Business planning, Local, Sales and marketing, Website Strategy

iPads and electric pets top Christmas wish lists

StartupSmart /

Retailers have revealed the most sought-after gifts this Christmas, with iPads, electric pets and eBay items topping the list.

 

Major retailers identify Apple’s iPad as a top seller this year, which Dick Smith merchandise manager Tyson White puts down to their “enhanced functionality”.

 

“They’ve become a device that you surf the internet on, put names on and email from,” White says.

 

Other popular electronic items include the Microsoft Xbox, Kinect gaming consoles, laptops, digital single-lens reflex cameras, GPS units for cars and high definition televisions.

 

According to White, another “big thing” this Christmas is the fact that people are buying for themselves in addition to others, which means more sales for retailers.

 

The most popular toy this year is motorised guinea pigs brand Zhu Zhu Pets, along with Lego and scooters.

 

For bargain hunters, auction site eBay is also proving popular.

 

Colin McLeod, executive director of the Australian Centre for Retail Studies at Monash University, says one of the things people like about eBay is the choice between new and old items and the discrepancy in price.

 

“Quite often, people are less inclined to purchase a brand-new item if it has a use-by date.

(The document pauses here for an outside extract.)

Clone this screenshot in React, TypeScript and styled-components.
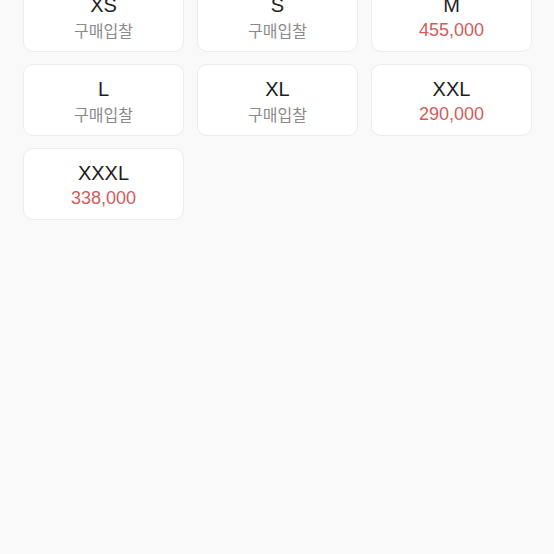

For example, buying for children who will inevitable outgrow most items,” McLeod says.

 

“Ebay allows people to purchase things like sporting equipment, which may only get used for a certain part of the year.”

 

McLeod says where appropriate, businesses should utilise sites like eBay by encouraging consumers to return old items to the store – to be resold online as used stock – rather than dispose of it.

 

“You have to think about the customer lifetime values. Apart from the financial benefit, people will almost certainly appreciate your efforts to salvage old items,” he says.

 

“Especially when there are multiple purchases involved, businesses should say to their customers ‘come back and we’ll take [the old items] off your hands’.”